In what spending areas can you and should you scale back, so you have more money available for greater priorities? Talk about what you spend your money on with a trusted friend or counselor. God does not condemn the rich person, the one who has his needs met and has more left over. But he challenges your priorities.
And if you find yourself using credit cards to "keep up" each month, you are not keeping up, you are getting further and further behind. If you have to use credit cards for monthly expenses, you have to make some serious changes. Get some counsel (we have people who can talk to you and help you work out a good plan).
4. Write out a spending plan, based on your income, expenses and new priorities.
Make decisions and commit your decisions to paper. Decide how your income, every dollar, is going to be spent, or allocated toward something. For monthly expenses, they get paid this month. For occasional expenses, plan to set aside some money this month for that upcoming need. You can keep the "occasional expense" records on a spreadsheet in your computer or on paper; or put the cash away in an envelope, and keep adding to it each month. [Helpful forms are available here from www.daveramsey.com PDF.]
5. Follow your plan to get out of debt and begin to save money.
This is the hard part. You have to adopt a more disciplined approach to your financial life if you want to experience the rewards. Once you have a workable plan, live by it. Virgin Mobile had an ad for their prepaid cell phone service. Rather having overage charges on your cell phone, because you went over the minutes you paid for, they offer prepaid service. They advertised that it teaches young people to live within a budget. When the minutes you paid for run out, your out until you pay for more. It keeps you from going in a hole; you can't use more minutes than you already paid for. You need to think of your budgeted money this way. Quit going over your monthly limit and tapping into credit and digging a deeper hole for yourself. Look at it like time - when it is gone, it is gone, you cannot recover it.
This is where partnership and accountability are going to help. Make a commitment regarding your finances. If you have a family, make it a shared commitment, and hold each other accountable. Talk about how it is going. If you are single, work together to be accountable with a friend.
You can use the cash envelope system for many expenses (groceries, gas, golf, cat food). Put the cash in the envelope for the month, and when it is gone, quit spending in that category. If you keep coming up short, adjust your plan so that it is realistic. Don't be stealing from other envelopes, and hope it gets made up later.
We also use the budgeting forms in the computer software program Quicken to keep track each month of where we are at. It is very easy to track and adjust as the month goes along, according to what is received and spent. When we have income or an expense, it is recorded in the check register and I also record it on the budget sheet, which does the math for me on the bottom line. We always know where we are at according to our budget. Instead of guesswork, our budget is a plan that provides guidance and information to help us make good choices.

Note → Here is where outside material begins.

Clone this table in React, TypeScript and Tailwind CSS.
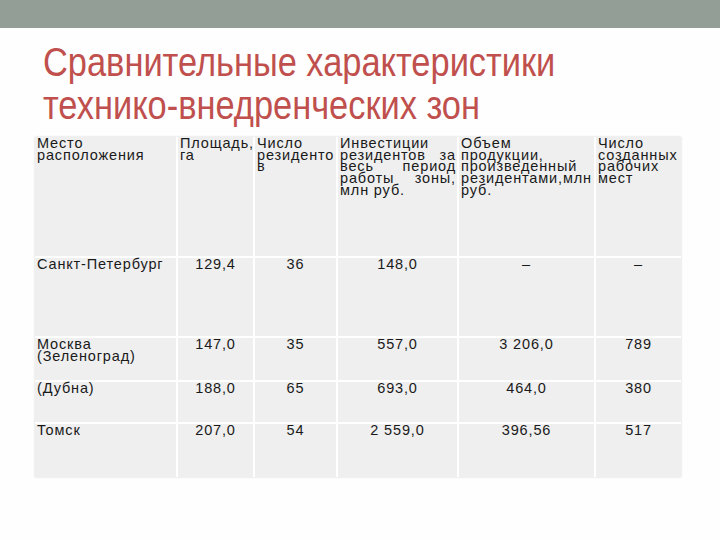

Mary Hunt writes in her book Debt-Proof Living, "The average paycheck-to-paycheck kind of person has a huge misconception about the way millionaires live and think. Most assume that millionaires spend whatever they like, have whatever they want, and never think or worry about money. Not so! Statistics prove that self-made millionaires got that way by budgeting and controlling expenses. What's more, they maintain that status in the same way. The next time you observe someone living in a flashy, 'wealthy' way and you find yourself envying what looks like a carefree lifestyle, remember: chances are great that the person is deeply in debt, and what you see is just a phony front. Truly wealthy people live understated lives. They are as normal as the folks next door. So let's give three cheers for planned spending and controlling expenses - behaviors that promise a huge payoff in joy and peace of mind" (p. 57).